**Supplied material**.
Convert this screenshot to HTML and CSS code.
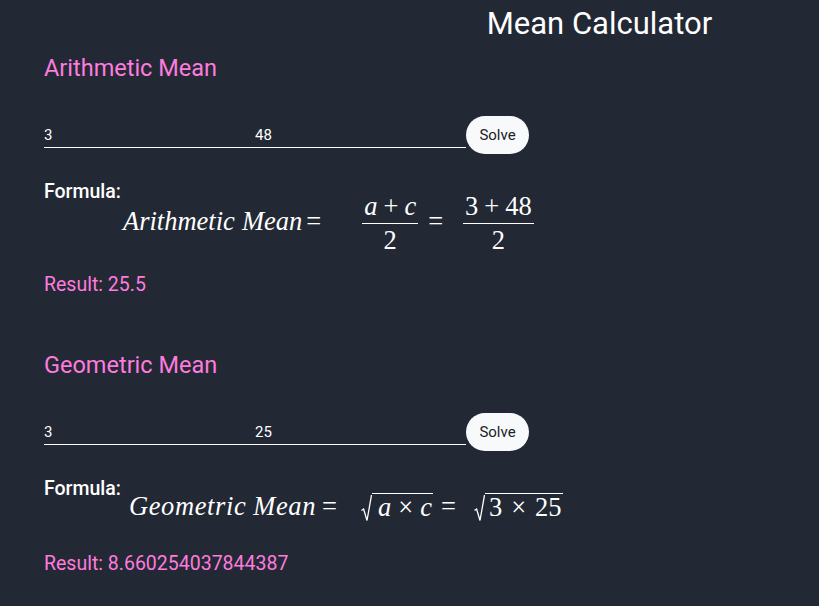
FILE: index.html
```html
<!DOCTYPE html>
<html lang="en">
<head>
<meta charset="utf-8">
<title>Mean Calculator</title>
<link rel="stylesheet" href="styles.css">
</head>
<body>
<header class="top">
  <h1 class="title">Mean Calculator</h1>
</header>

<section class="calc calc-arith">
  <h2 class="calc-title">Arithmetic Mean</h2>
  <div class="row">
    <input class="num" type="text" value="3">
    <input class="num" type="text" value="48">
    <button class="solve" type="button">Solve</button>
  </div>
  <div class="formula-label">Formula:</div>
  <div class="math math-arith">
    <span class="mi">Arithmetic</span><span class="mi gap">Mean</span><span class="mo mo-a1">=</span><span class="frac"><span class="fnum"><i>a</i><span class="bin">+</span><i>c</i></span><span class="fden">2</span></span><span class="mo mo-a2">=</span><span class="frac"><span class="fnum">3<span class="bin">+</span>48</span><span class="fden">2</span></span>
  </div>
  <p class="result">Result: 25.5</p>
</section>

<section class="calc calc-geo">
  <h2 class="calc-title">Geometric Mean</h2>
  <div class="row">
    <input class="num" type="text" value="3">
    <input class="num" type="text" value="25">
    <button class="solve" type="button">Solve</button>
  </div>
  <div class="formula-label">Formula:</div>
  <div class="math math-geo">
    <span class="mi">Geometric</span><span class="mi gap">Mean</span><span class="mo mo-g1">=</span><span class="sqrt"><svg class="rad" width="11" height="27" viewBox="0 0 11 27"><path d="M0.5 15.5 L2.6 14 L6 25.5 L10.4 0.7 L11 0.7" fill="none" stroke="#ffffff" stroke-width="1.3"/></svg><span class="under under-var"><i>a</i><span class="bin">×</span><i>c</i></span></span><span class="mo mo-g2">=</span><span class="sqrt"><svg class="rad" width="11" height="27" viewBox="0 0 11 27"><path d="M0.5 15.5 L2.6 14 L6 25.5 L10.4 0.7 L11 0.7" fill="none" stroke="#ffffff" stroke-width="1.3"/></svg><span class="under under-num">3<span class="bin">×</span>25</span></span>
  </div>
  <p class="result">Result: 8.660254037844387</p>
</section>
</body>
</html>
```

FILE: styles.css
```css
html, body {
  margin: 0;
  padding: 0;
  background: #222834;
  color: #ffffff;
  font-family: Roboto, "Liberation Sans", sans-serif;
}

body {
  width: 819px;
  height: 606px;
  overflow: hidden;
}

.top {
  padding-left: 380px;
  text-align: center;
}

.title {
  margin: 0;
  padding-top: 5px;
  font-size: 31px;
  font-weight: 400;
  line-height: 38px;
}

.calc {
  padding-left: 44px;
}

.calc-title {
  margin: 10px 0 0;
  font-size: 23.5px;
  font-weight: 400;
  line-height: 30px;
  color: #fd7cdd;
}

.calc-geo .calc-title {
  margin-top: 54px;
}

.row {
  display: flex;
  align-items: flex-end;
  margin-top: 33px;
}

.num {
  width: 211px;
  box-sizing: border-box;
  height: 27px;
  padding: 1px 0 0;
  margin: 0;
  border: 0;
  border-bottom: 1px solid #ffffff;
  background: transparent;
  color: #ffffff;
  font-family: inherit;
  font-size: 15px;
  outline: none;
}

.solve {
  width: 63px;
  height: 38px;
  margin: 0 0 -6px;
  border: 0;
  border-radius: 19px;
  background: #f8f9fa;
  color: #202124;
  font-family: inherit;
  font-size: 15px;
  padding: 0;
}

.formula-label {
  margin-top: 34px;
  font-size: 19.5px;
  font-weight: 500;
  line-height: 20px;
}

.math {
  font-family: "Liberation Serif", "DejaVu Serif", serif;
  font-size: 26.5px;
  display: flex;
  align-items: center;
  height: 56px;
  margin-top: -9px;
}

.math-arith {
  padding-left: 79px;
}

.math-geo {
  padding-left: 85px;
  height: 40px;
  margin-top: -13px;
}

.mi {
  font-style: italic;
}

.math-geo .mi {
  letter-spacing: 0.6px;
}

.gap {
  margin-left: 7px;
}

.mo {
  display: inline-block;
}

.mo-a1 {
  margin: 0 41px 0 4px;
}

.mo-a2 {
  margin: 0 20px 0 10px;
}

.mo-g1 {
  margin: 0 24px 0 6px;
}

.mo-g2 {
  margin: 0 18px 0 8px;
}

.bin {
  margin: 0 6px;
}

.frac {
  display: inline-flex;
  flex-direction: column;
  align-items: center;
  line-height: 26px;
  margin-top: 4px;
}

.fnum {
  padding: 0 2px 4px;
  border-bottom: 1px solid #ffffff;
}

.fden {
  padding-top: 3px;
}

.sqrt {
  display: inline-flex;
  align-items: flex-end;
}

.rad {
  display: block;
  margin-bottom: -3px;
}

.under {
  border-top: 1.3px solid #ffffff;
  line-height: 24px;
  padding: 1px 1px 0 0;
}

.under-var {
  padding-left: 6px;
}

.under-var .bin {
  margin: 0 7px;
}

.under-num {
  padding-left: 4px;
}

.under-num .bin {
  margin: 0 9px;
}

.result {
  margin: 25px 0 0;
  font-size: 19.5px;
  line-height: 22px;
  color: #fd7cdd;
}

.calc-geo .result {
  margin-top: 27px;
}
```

**Instructions to follow**.
Give back every line exactly as it stands, pictures excluded.

**Written solution**.
Convert this screenshot to HTML and CSS code.
FILE: index.html
```html
<!DOCTYPE html>
<html lang="en">
<head>
<meta charset="utf-8">
<title>Mean Calculator</title>
<link rel="stylesheet" href="styles.css">
</head>
<body>
<header class="top">
  <h1 class="title">Mean Calculator</h1>
</header>

<section class="calc calc-arith">
  <h2 class="calc-title">Arithmetic Mean</h2>
  <div class="row">
    <input class="num" type="text" value="3">
    <input class="num" type="text" value="48">
    <button class="solve" type="button">Solve</button>
  </div>
  <div class="formula-label">Formula:</div>
  <div class="math math-arith">
    <span class="mi">Arithmetic</span><span class="mi gap">Mean</span><span class="mo mo-a1">=</span><span class="frac"><span class="fnum"><i>a</i><span class="bin">+</span><i>c</i></span><span class="fden">2</span></span><span class="mo mo-a2">=</span><span class="frac"><span class="fnum">3<span class="bin">+</span>48</span><span class="fden">2</span></span>
  </div>
  <p class="result">Result: 25.5</p>
</section>

<section class="calc calc-geo">
  <h2 class="calc-title">Geometric Mean</h2>
  <div class="row">
    <input class="num" type="text" value="3">
    <input class="num" type="text" value="25">
    <button class="solve" type="button">Solve</button>
  </div>
  <div class="formula-label">Formula:</div>
  <div class="math math-geo">
    <span class="mi">Geometric</span><span class="mi gap">Mean</span><span class="mo mo-g1">=</span><span class="sqrt"><svg class="rad" width="11" height="27" viewBox="0 0 11 27"><path d="M0.5 15.5 L2.6 14 L6 25.5 L10.4 0.7 L11 0.7" fill="none" stroke="#ffffff" stroke-width="1.3"/></svg><span class="under under-var"><i>a</i><span class="bin">×</span><i>c</i></span></span><span class="mo mo-g2">=</span><span class="sqrt"><svg class="rad" width="11" height="27" viewBox="0 0 11 27"><path d="M0.5 15.5 L2.6 14 L6 25.5 L10.4 0.7 L11 0.7" fill="none" stroke="#ffffff" stroke-width="1.3"/></svg><span class="under under-num">3<span class="bin">×</span>25</span></span>
  </div>
  <p class="result">Result: 8.660254037844387</p>
</section>
</body>
</html>
```

FILE: styles.css
```css
html, body {
  margin: 0;
  padding: 0;
  background: #222834;
  color: #ffffff;
  font-family: Roboto, "Liberation Sans", sans-serif;
}

body {
  width: 819px;
  height: 606px;
  overflow: hidden;
}

.top {
  padding-left: 380px;
  text-align: center;
}

.title {
  margin: 0;
  padding-top: 5px;
  font-size: 31px;
  font-weight: 400;
  line-height: 38px;
}

.calc {
  padding-left: 44px;
}

.calc-title {
  margin: 10px 0 0;
  font-size: 23.5px;
  font-weight: 400;
  line-height: 30px;
  color: #fd7cdd;
}

.calc-geo .calc-title {
  margin-top: 54px;
}

.row {
  display: flex;
  align-items: flex-end;
  margin-top: 33px;
}

.num {
  width: 211px;
  box-sizing: border-box;
  height: 27px;
  padding: 1px 0 0;
  margin: 0;
  border: 0;
  border-bottom: 1px solid #ffffff;
  background: transparent;
  color: #ffffff;
  font-family: inherit;
  font-size: 15px;
  outline: none;
}

.solve {
  width: 63px;
  height: 38px;
  margin: 0 0 -6px;
  border: 0;
  border-radius: 19px;
  background: #f8f9fa;
  color: #202124;
  font-family: inherit;
  font-size: 15px;
  padding: 0;
}

.formula-label {
  margin-top: 34px;
  font-size: 19.5px;
  font-weight: 500;
  line-height: 20px;
}

.math {
  font-family: "Liberation Serif", "DejaVu Serif", serif;
  font-size: 26.5px;
  display: flex;
  align-items: center;
  height: 56px;
  margin-top: -9px;
}

.math-arith {
  padding-left: 79px;
}

.math-geo {
  padding-left: 85px;
  height: 40px;
  margin-top: -13px;
}

.mi {
  font-style: italic;
}

.math-geo .mi {
  letter-spacing: 0.6px;
}

.gap {
  margin-left: 7px;
}

.mo {
  display: inline-block;
}

.mo-a1 {
  margin: 0 41px 0 4px;
}

.mo-a2 {
  margin: 0 20px 0 10px;
}

.mo-g1 {
  margin: 0 24px 0 6px;
}

.mo-g2 {
  margin: 0 18px 0 8px;
}

.bin {
  margin: 0 6px;
}

.frac {
  display: inline-flex;
  flex-direction: column;
  align-items: center;
  line-height: 26px;
  margin-top: 4px;
}

.fnum {
  padding: 0 2px 4px;
  border-bottom: 1px solid #ffffff;
}

.fden {
  padding-top: 3px;
}

.sqrt {
  display: inline-flex;
  align-items: flex-end;
}

.rad {
  display: block;
  margin-bottom: -3px;
}

.under {
  border-top: 1.3px solid #ffffff;
  line-height: 24px;
  padding: 1px 1px 0 0;
}

.under-var {
  padding-left: 6px;
}

.under-var .bin {
  margin: 0 7px;
}

.under-num {
  padding-left: 4px;
}

.under-num .bin {
  margin: 0 9px;
}

.result {
  margin: 25px 0 0;
  font-size: 19.5px;
  line-height: 22px;
  color: #fd7cdd;
}

.calc-geo .result {
  margin-top: 27px;
}
```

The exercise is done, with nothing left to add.